Given problem —
Can you transcribe every line exactly and leave the pictures behind?

BEGIN Data extract

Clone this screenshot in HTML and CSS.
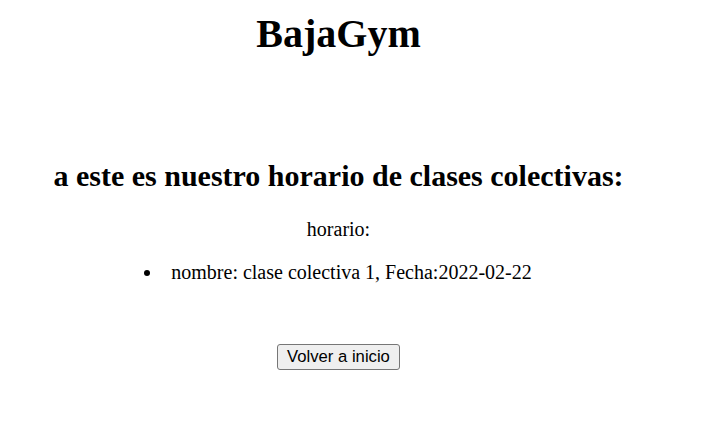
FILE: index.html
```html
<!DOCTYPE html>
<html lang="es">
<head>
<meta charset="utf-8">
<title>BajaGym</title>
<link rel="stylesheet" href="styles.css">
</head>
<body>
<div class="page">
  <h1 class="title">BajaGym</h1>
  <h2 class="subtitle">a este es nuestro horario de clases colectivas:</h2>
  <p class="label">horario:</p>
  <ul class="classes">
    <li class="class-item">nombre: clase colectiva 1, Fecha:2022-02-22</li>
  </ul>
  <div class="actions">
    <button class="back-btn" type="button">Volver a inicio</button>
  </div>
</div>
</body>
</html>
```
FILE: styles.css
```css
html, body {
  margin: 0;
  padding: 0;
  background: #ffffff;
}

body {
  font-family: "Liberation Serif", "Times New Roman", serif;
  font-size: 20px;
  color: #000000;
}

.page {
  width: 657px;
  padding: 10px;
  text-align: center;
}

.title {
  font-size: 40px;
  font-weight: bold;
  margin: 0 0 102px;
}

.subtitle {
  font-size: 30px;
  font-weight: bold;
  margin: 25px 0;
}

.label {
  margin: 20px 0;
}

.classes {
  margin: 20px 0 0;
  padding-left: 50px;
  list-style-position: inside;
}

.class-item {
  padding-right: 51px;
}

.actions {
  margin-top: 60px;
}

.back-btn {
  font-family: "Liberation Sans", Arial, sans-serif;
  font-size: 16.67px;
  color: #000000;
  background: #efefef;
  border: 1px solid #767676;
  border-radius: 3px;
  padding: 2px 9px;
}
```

END Data extract

Exercise response —
Clone this screenshot in HTML and CSS.
FILE: index.html
```html
<!DOCTYPE html>
<html lang="es">
<head>
<meta charset="utf-8">
<title>BajaGym</title>
<link rel="stylesheet" href="styles.css">
</head>
<body>
<div class="page">
  <h1 class="title">BajaGym</h1>
  <h2 class="subtitle">a este es nuestro horario de clases colectivas:</h2>
  <p class="label">horario:</p>
  <ul class="classes">
    <li class="class-item">nombre: clase colectiva 1, Fecha:2022-02-22</li>
  </ul>
  <div class="actions">
    <button class="back-btn" type="button">Volver a inicio</button>
  </div>
</div>
</body>
</html>
```
FILE: styles.css
```css
html, body {
  margin: 0;
  padding: 0;
  background: #ffffff;
}

body {
  font-family: "Liberation Serif", "Times New Roman", serif;
  font-size: 20px;
  color: #000000;
}

.page {
  width: 657px;
  padding: 10px;
  text-align: center;
}

.title {
  font-size: 40px;
  font-weight: bold;
  margin: 0 0 102px;
}

.subtitle {
  font-size: 30px;
  font-weight: bold;
  margin: 25px 0;
}

.label {
  margin: 20px 0;
}

.classes {
  margin: 20px 0 0;
  padding-left: 50px;
  list-style-position: inside;
}

.class-item {
  padding-right: 51px;
}

.actions {
  margin-top: 60px;
}

.back-btn {
  font-family: "Liberation Sans", Arial, sans-serif;
  font-size: 16.67px;
  color: #000000;
  background: #efefef;
  border: 1px solid #767676;
  border-radius: 3px;
  padding: 2px 9px;
}
```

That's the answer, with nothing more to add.